• _Items listed in a dataset_:

▶

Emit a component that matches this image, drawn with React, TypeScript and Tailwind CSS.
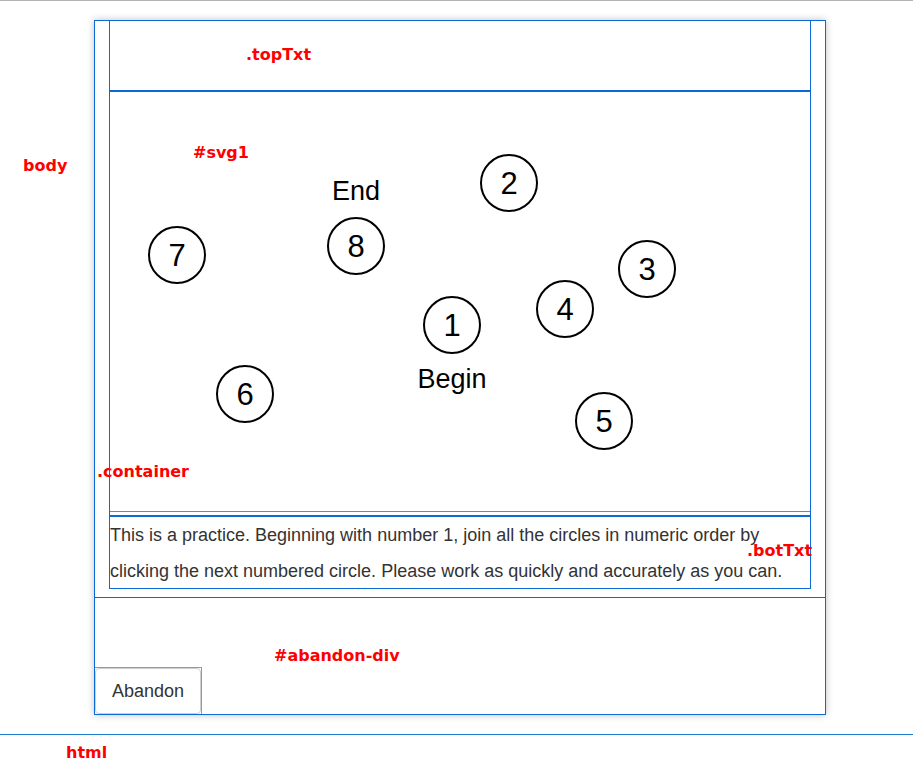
import React from "react";

interface Node {
  n: number;
  x: number;
  y: number;
}

// circle centres, relative to the svg's top-left corner
const nodes: Node[] = [
  { n: 1, x: 342, y: 233 },
  { n: 2, x: 399, y: 91 },
  { n: 3, x: 537, y: 177 },
  { n: 4, x: 455, y: 217 },
  { n: 5, x: 494, y: 329 },
  { n: 6, x: 135, y: 302 },
  { n: 7, x: 67, y: 163 },
  { n: 8, x: 246, y: 154 },
];

const labels = [
  { text: ".topTxt", left: 246, top: 44 },
  { text: "#svg1", left: 193, top: 142 },
  { text: "body", left: 23, top: 155 },
  { text: ".container", left: 97, top: 461 },
  { text: ".botTxt", left: 747, top: 540 },
  { text: "#abandon-div", left: 274, top: 645 },
  { text: "html", left: 66, top: 742 },
];

const TrailSvg = () => (
  <svg width="700" height="419" className="block" style={{ fontFamily: '"Liberation Sans", Arial, sans-serif' }}>
    <text x={246} y={108} fontSize={27} textAnchor="middle" fill="#000">
      End
    </text>
    <text x={342} y={296} fontSize={27} textAnchor="middle" fill="#000">
      Begin
    </text>
    {nodes.map((c) => (
      <g key={c.n}>
        <circle cx={c.x} cy={c.y} r={28} fill="#fff" stroke="#000" strokeWidth={2} />
        <text x={c.x} y={c.y + 11} fontSize={31} textAnchor="middle" fill="#000">
          {c.n}
        </text>
      </g>
    ))}
  </svg>
);

export default function App() {
  return (
    <div className="relative min-h-[771px] bg-white font-['Liberation_Sans',Arial,sans-serif]">
      {/* html */}
      <div className="border-t border-[#b3b3b3] border-b border-b-[#1e7bcc] pt-[19px] pb-[19px]">
        {/* body */}
        <div className="ml-[94px] w-[732px] h-[695px] border border-[#0a6bd6] shadow-[0_0_7px_rgba(0,0,0,0.25)] flex flex-col">
          {/* .container */}
          <div className="ml-[14px] w-[702px] border-x border-b border-[#0a6bd6] flex flex-col">
            <div className="h-[71px] border-b-2 border-[#0a6bd6]" />
            <div className="h-[420px] border-b border-[#20b394]">
              <TrailSvg />
            </div>
            <div className="h-[3px]" />
            <div className="border-t-2 border-[#0a6bd6]">
              <p className="text-[18px] leading-[36px] text-[#333] h-[71px] overflow-hidden">
                This is a practice. Beginning with number 1, join all the circles in numeric order by clicking the next
                numbered circle. Please work as quickly and accurately as you can.
              </p>
            </div>
          </div>
          <div className="h-[8px]" />
          {/* #abandon-div */}
          <div className="flex-1 border-t border-[#0a6bd6] flex items-end">
            <div className="w-[107px] h-[47px] border-t border-r border-[#d4902c]">
              <button className="w-full h-full border border-[#cfcfcf] rounded-[4px] bg-white text-[18px] text-[#333]">
                Abandon
              </button>
            </div>
          </div>
        </div>
      </div>

      {labels.map((l) => (
        <span
          key={l.text}
          className="absolute text-[16px] leading-[22px] font-bold text-[#ff0000] font-['DejaVu_Sans',Verdana,sans-serif]"
          style={{ left: l.left, top: l.top }}
        >
          {l.text}
        </span>
      ))}
    </div>
  );
}
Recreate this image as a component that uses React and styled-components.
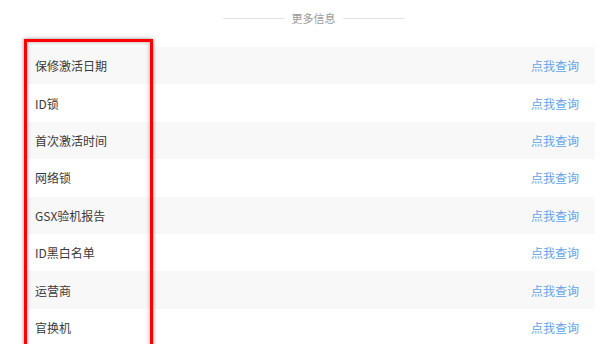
import styled, { createGlobalStyle } from "styled-components";

const GlobalStyle = createGlobalStyle`
    body {
        margin: 0;
        background: #ffffff;
        font-family: "Microsoft YaHei", "Noto Sans CJK SC", sans-serif;
    }
`

const items = [
    "保修激活日期",
    "ID锁",
    "首次激活时间",
    "网络锁",
    "GSX验机报告",
    "ID黑白名单",
    "运营商",
    "官换机",
]

function App() {
    return (
        <>
            <GlobalStyle />
            <Page>
                <Header>
                    <Line />
                    <Title>更多信息</Title>
                    <Line />
                </Header>
                <List>
                    {items.map((name, i) => (
                        <Row key={name} striped={i % 2 === 0}>
                            <Name>{name}</Name>
                            <Query>点我查询</Query>
                        </Row>
                    ))}
                </List>
                <Highlight />
            </Page>
        </>
    )
}

const Page = styled.div`
    position: relative;
    width: 600px;
    height: 344px;
    overflow: hidden;
    padding-top: 10px;
    box-sizing: border-box;
`
const Header = styled.div`
    display: flex;
    align-items: center;
    justify-content: center;
    gap: 7px;
    height: 16px;
    margin-bottom: 21px;
    padding-left: 27px;
`
const Line = styled.div`
    width: 62px;
    height: 1px;
    background: #e2e2e2;
`
const Title = styled.span`
    font-size: 11px;
    color: #9a9a9a;
    line-height: 16px;
`
const List = styled.div`
    display: flex;
    flex-direction: column;
    margin: 0 5px 0 24px;
`
const Row = styled.div`
    display: flex;
    align-items: center;
    justify-content: space-between;
    height: 37.4px;
    padding: 0 16px 0 11px;
    background: ${props => props.striped ? "#f8f8f8" : "#ffffff"};
`
const Name = styled.span`
    font-size: 12px;
    color: #3a3a3a;
`
const Query = styled.span`
    font-size: 12px;
    color: #62a4ea;
`
const Highlight = styled.div`
    position: absolute;
    left: 24px;
    top: 39px;
    width: 123px;
    height: 340px;
    border: 3px solid #ff0000;
    box-shadow: 0 0 4px rgba(0, 0, 0, 0.45), inset 0 0 4px rgba(0, 0, 0, 0.35);
`

export default App;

◀

• _What you should do_: Without the pictures, print the whole listing exactly as given.

• _Complete output_:
Emit a component that matches this image, drawn with React, TypeScript and Tailwind CSS.
import React from "react";

interface Node {
  n: number;
  x: number;
  y: number;
}

// circle centres, relative to the svg's top-left corner
const nodes: Node[] = [
  { n: 1, x: 342, y: 233 },
  { n: 2, x: 399, y: 91 },
  { n: 3, x: 537, y: 177 },
  { n: 4, x: 455, y: 217 },
  { n: 5, x: 494, y: 329 },
  { n: 6, x: 135, y: 302 },
  { n: 7, x: 67, y: 163 },
  { n: 8, x: 246, y: 154 },
];

const labels = [
  { text: ".topTxt", left: 246, top: 44 },
  { text: "#svg1", left: 193, top: 142 },
  { text: "body", left: 23, top: 155 },
  { text: ".container", left: 97, top: 461 },
  { text: ".botTxt", left: 747, top: 540 },
  { text: "#abandon-div", left: 274, top: 645 },
  { text: "html", left: 66, top: 742 },
];

const TrailSvg = () => (
  <svg width="700" height="419" className="block" style={{ fontFamily: '"Liberation Sans", Arial, sans-serif' }}>
    <text x={246} y={108} fontSize={27} textAnchor="middle" fill="#000">
      End
    </text>
    <text x={342} y={296} fontSize={27} textAnchor="middle" fill="#000">
      Begin
    </text>
    {nodes.map((c) => (
      <g key={c.n}>
        <circle cx={c.x} cy={c.y} r={28} fill="#fff" stroke="#000" strokeWidth={2} />
        <text x={c.x} y={c.y + 11} fontSize={31} textAnchor="middle" fill="#000">
          {c.n}
        </text>
      </g>
    ))}
  </svg>
);

export default function App() {
  return (
    <div className="relative min-h-[771px] bg-white font-['Liberation_Sans',Arial,sans-serif]">
      {/* html */}
      <div className="border-t border-[#b3b3b3] border-b border-b-[#1e7bcc] pt-[19px] pb-[19px]">
        {/* body */}
        <div className="ml-[94px] w-[732px] h-[695px] border border-[#0a6bd6] shadow-[0_0_7px_rgba(0,0,0,0.25)] flex flex-col">
          {/* .container */}
          <div className="ml-[14px] w-[702px] border-x border-b border-[#0a6bd6] flex flex-col">
            <div className="h-[71px] border-b-2 border-[#0a6bd6]" />
            <div className="h-[420px] border-b border-[#20b394]">
              <TrailSvg />
            </div>
            <div className="h-[3px]" />
            <div className="border-t-2 border-[#0a6bd6]">
              <p className="text-[18px] leading-[36px] text-[#333] h-[71px] overflow-hidden">
                This is a practice. Beginning with number 1, join all the circles in numeric order by clicking the next
                numbered circle. Please work as quickly and accurately as you can.
              </p>
            </div>
          </div>
          <div className="h-[8px]" />
          {/* #abandon-div */}
          <div className="flex-1 border-t border-[#0a6bd6] flex items-end">
            <div className="w-[107px] h-[47px] border-t border-r border-[#d4902c]">
              <button className="w-full h-full border border-[#cfcfcf] rounded-[4px] bg-white text-[18px] text-[#333]">
                Abandon
              </button>
            </div>
          </div>
        </div>
      </div>

      {labels.map((l) => (
        <span
          key={l.text}
          className="absolute text-[16px] leading-[22px] font-bold text-[#ff0000] font-['DejaVu_Sans',Verdana,sans-serif]"
          style={{ left: l.left, top: l.top }}
        >
          {l.text}
        </span>
      ))}
    </div>
  );
}
Recreate this image as a component that uses React and styled-components.
import styled, { createGlobalStyle } from "styled-components";

const GlobalStyle = createGlobalStyle`
    body {
        margin: 0;
        background: #ffffff;
        font-family: "Microsoft YaHei", "Noto Sans CJK SC", sans-serif;
    }
`

const items = [
    "保修激活日期",
    "ID锁",
    "首次激活时间",
    "网络锁",
    "GSX验机报告",
    "ID黑白名单",
    "运营商",
    "官换机",
]

function App() {
    return (
        <>
            <GlobalStyle />
            <Page>
                <Header>
                    <Line />
                    <Title>更多信息</Title>
                    <Line />
                </Header>
                <List>
                    {items.map((name, i) => (
                        <Row key={name} striped={i % 2 === 0}>
                            <Name>{name}</Name>
                            <Query>点我查询</Query>
                        </Row>
                    ))}
                </List>
                <Highlight />
            </Page>
        </>
    )
}

const Page = styled.div`
    position: relative;
    width: 600px;
    height: 344px;
    overflow: hidden;
    padding-top: 10px;
    box-sizing: border-box;
`
const Header = styled.div`
    display: flex;
    align-items: center;
    justify-content: center;
    gap: 7px;
    height: 16px;
    margin-bottom: 21px;
    padding-left: 27px;
`
const Line = styled.div`
    width: 62px;
    height: 1px;
    background: #e2e2e2;
`
const Title = styled.span`
    font-size: 11px;
    color: #9a9a9a;
    line-height: 16px;
`
const List = styled.div`
    display: flex;
    flex-direction: column;
    margin: 0 5px 0 24px;
`
const Row = styled.div`
    display: flex;
    align-items: center;
    justify-content: space-between;
    height: 37.4px;
    padding: 0 16px 0 11px;
    background: ${props => props.striped ? "#f8f8f8" : "#ffffff"};
`
const Name = styled.span`
    font-size: 12px;
    color: #3a3a3a;
`
const Query = styled.span`
    font-size: 12px;
    color: #62a4ea;
`
const Highlight = styled.div`
    position: absolute;
    left: 24px;
    top: 39px;
    width: 123px;
    height: 340px;
    border: 3px solid #ff0000;
    box-shadow: 0 0 4px rgba(0, 0, 0, 0.45), inset 0 0 4px rgba(0, 0, 0, 0.35);
`

export default App;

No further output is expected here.